The Left panel, similarly with the Scorecard, shows in which segment each one of the observations (data rows) sits, displays their info and their propensity to pay (Predicted_Value) as the latter appears in the right panel for each segment.

The middle panel is exactly the same as in the scorecard output; the only difference here is that instead of scores you have the propensity to pay. You may export the results with the button “Export” that is located and the end of the middle panel. Then you can attach it to your main set via preprocess and Manipulation.

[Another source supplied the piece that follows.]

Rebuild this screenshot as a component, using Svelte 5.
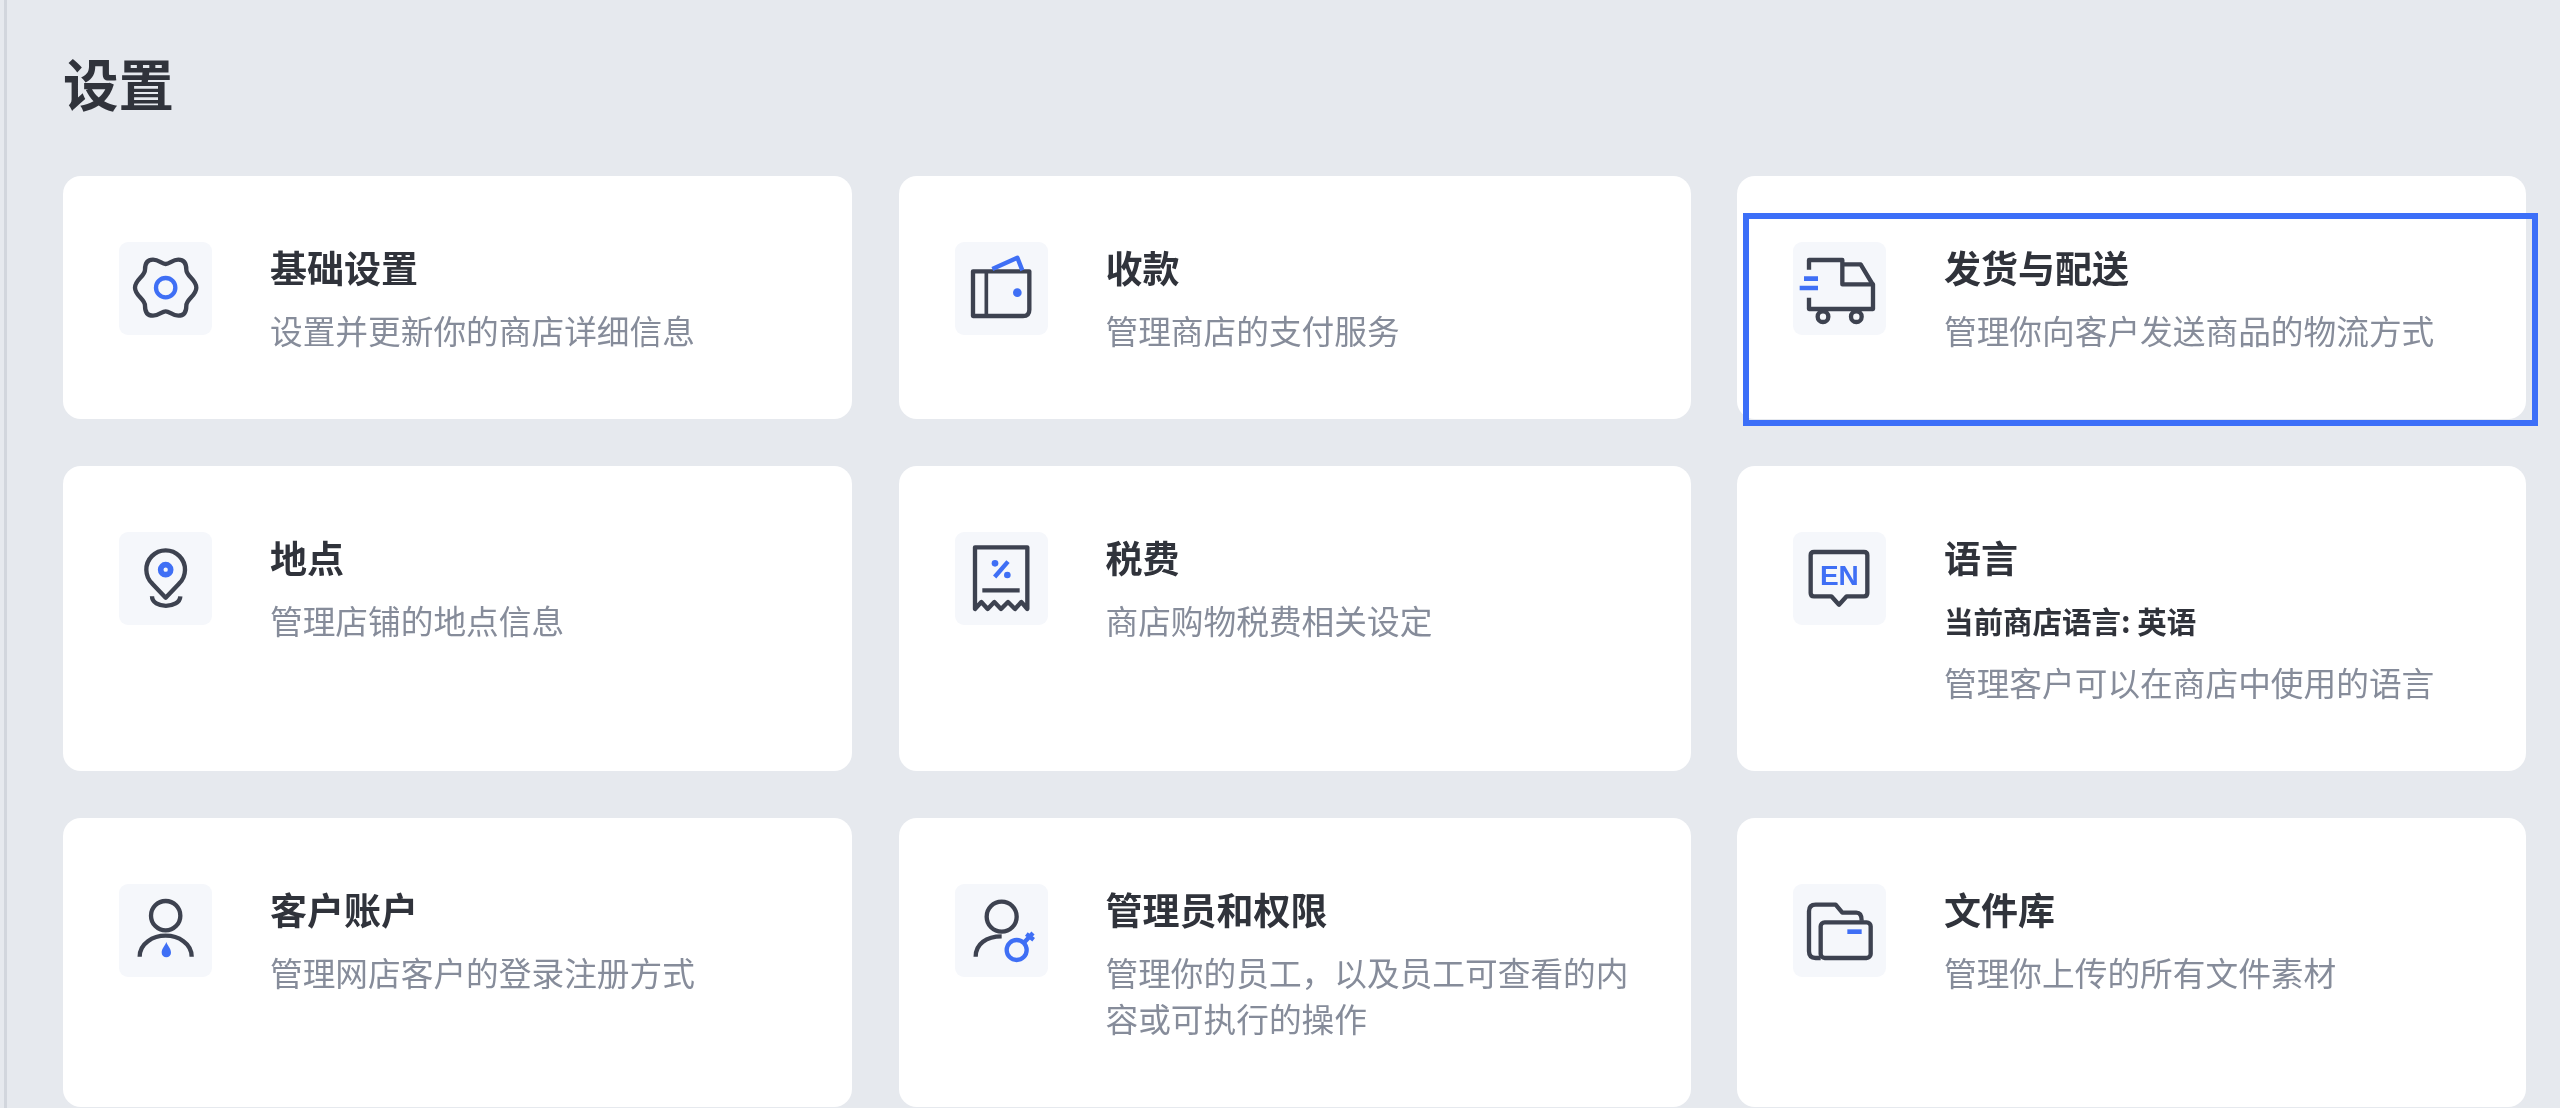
<script>
  const cards = [
    { icon: 'gear', vb: '58 65 279 279', title: '基础设置', desc: '设置并更新你的商店详细信息' },
    { icon: 'wallet', vb: '48 65 279 279', title: '收款', desc: '管理商店的支付服务' },
    { icon: 'truck', vb: '42 65 279 279', title: '发货与配送', desc: '管理你向客户发送商品的物流方式', selected: true },
    { icon: 'pin', vb: '58 65 279 279', title: '地点', desc: '管理店铺的地点信息' },
    { icon: 'tax', vb: '48 65 279 279', title: '税费', desc: '商店购物税费相关设定' },
    { icon: 'lang', vb: '42 65 279 279', title: '语言', note: '当前商店语言: 英语', desc: '管理客户可以在商店中使用的语言' },
    { icon: 'user', vb: '58 40 279 279', title: '客户账户', desc: '管理网店客户的登录注册方式' },
    { icon: 'admin', vb: '48 40 279 279', title: '管理员和权限', desc: '管理你的员工，以及员工可查看的内容或可执行的操作' },
    { icon: 'folder', vb: '42 40 279 279', title: '文件库', desc: '管理你上传的所有文件素材' }
  ];
</script>

<main class="page">
  <h1>设置</h1>
  <section class="grid">
    {#each cards as c}
      <article class="card">
        {#if c.selected}<div class="selection"></div>{/if}
        <div class="icon">
          <svg viewBox={c.vb} class="glyph">
            {#if c.icon === 'gear'}
              <path class="dark" d="M198 131C186 131 178 118 160 118C143 118 136 130 136 148C136 168 106 178 106 202C106 226 136 236 136 256C136 274 143 286 160 286C178 286 186 273 198 273C210 273 218 286 236 286C253 286 260 274 260 256C260 236 290 226 290 202C290 178 260 168 260 148C260 130 253 118 236 118C218 118 210 131 198 131Z" />
              <circle class="blue" cx="198" cy="202" r="29" />
            {:else if c.icon === 'wallet'}
              <path class="dark" d="M102 153H271V268Q271 287 252 287H102Z" />
              <path class="dark mid" d="M142 153V287" />
              <path class="blue" d="M160 146L235 112L250 150" />
              <circle class="dot" cx="235" cy="217" r="13" />
            {:else if c.icon === 'truck'}
              <path class="dark" d="M90 148V119H190V192H282V266H90V232" />
              <path class="dark" d="M190 132H245L281 192" />
              <circle class="dark" cx="132" cy="289" r="16" />
              <circle class="dark" cx="232" cy="289" r="16" />
              <path class="blue thick" d="M75 175H117M62 203H117" />
            {:else if c.icon === 'pin'}
              <path class="dark" d="M198 262L158 220A58 58 0 1 1 238 220Z" />
              <circle class="blue ring" cx="198" cy="178" r="15" />
              <path class="dark" d="M157 258C157 296 240 296 242 258" />
            {:else if c.icon === 'tax'}
              <path class="dark" d="M108 296V111H265V296L247 275L228 296L207 275L186 296L166 275L146 296L127 275Z" />
              <path class="dark" d="M130 240H242" />
              <path class="blue" d="M207 154L167 200" />
              <circle class="dot" cx="168" cy="159" r="10" />
              <circle class="dot" cx="205" cy="194" r="10" />
            {:else if c.icon === 'lang'}
              <path class="dark" d="M105 125H255Q265 125 265 135V248Q265 258 255 258H203L180 283L157 258H105Q95 258 95 248V135Q95 125 105 125Z" />
              <text class="en" x="181" y="224" text-anchor="middle">EN</text>
            {:else if c.icon === 'user'}
              <circle class="dark" cx="198" cy="135" r="44" />
              <path class="dark" d="M120 258C120 218 160 195 198 195C236 195 276 218 276 258" />
              <path class="dot" d="M200 214C204 226 214 234 214 246A14 14 0 0 1 186 246C186 234 196 226 200 214Z" />
            {:else if c.icon === 'admin'}
              <circle class="dark" cx="188" cy="138" r="45" />
              <path class="dark" d="M110 258C110 220 142 197 188 197" />
              <circle class="blue" cx="233" cy="238" r="30" />
              <path class="blue" d="M254 217L282 187M262 190L284 207" />
            {:else}
              <path class="dark" d="M125 262H110Q90 262 90 242V122Q90 102 110 102H170L190 126H232Q248 126 248 150" />
              <rect class="dark" x="125" y="155" width="150" height="107" rx="12" />
              <path class="blue thick" d="M205 183H248" />
            {/if}
          </svg>
        </div>
        <div class="body">
          <h2>{c.title}</h2>
          {#if c.note}<p class="note">{c.note}</p>{/if}
          <p class="desc">{c.desc}</p>
        </div>
      </article>
    {/each}
  </section>
</main>

<style>
  :global(body) {
    margin: 0;
    background: #e6e9ee;
    overflow: hidden;
  }
  .page {
    box-sizing: border-box;
    height: 1108px;
    overflow: hidden;
    margin-left: 4px;
    border-left: 3px solid #d2d6dd;
    padding: 47px 34px 0 56px;
    font-family: "Noto Sans CJK SC", "Noto Sans", sans-serif;
    filter: blur(0.5px);
  }
  h1 {
    margin: 0 0 59px;
    font-size: 55.5px;
    line-height: 70px;
    font-weight: 700;
    color: #30333b;
  }
  .grid {
    display: grid;
    grid-template-columns: 1fr 792px 1fr;
    gap: 47px 46.5px;
  }
  .card {
    position: relative;
    display: flex;
    gap: 58px;
    padding: 66px 56px;
    background: #fff;
    border-radius: 18px;
  }
  .selection {
    position: absolute;
    inset: 37px -12px -7px 6px;
    border: 6.5px solid #3c6ff8;
    pointer-events: none;
  }
  .icon {
    flex: none;
    width: 93px;
    height: 93px;
    border-radius: 9px;
    background: #f5f7fb;
  }
  .glyph {
    display: block;
    width: 93px;
    height: 93px;
    fill: none;
  }
  .dark, .blue {
    fill: none;
    stroke-width: 13;
    stroke-linejoin: round;
    stroke-linecap: butt;
  }
  .dark { stroke: #3d4250; }
  .mid { stroke-width: 11; }
  .blue { stroke: #3f6ff5; stroke-width: 13; }
  .thick { stroke-width: 14; }
  .ring { stroke-width: 17; }
  .dot { fill: #3f6ff5; }
  .en {
    fill: #3f6ff5;
    font-family: "Liberation Sans", sans-serif;
    font-weight: 700;
    font-size: 84px;
  }
  .body { min-width: 0; }
  h2 {
    margin: 0 0 15px;
    font-size: 37px;
    line-height: 50px;
    font-weight: 700;
    color: #30333b;
  }
  p { margin: 0; line-height: 46px; }
  .note {
    margin-bottom: 16px;
    font-size: 29.5px;
    font-weight: 700;
    color: #30333b;
  }
  .desc {
    font-size: 32.7px;
    color: #868c9a;
  }
</style>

Generally, in terms of modeling, my tree was not a very good one as the differences between training and validation set were very substantial. This happened because the set is rather small.  Some actions to consider is to increase the minimum split able node size (where we changed the value to 30), decrease the number of bins (e.g from 3 to 2), decrease the number of levels and if the situation has not changed then re-sample (e.g. create new partition variable).

That is the end of tutorial 5. Tutorial 6 will show you how to use cross tabulation and how to create new variables with the M language. This tutorial can be considered as an extra and it is only if you want to dive deeper into kazAnova world, otherwise you have everything you need and feel confident to create your own models and save your business from the economic recession or just have some fun.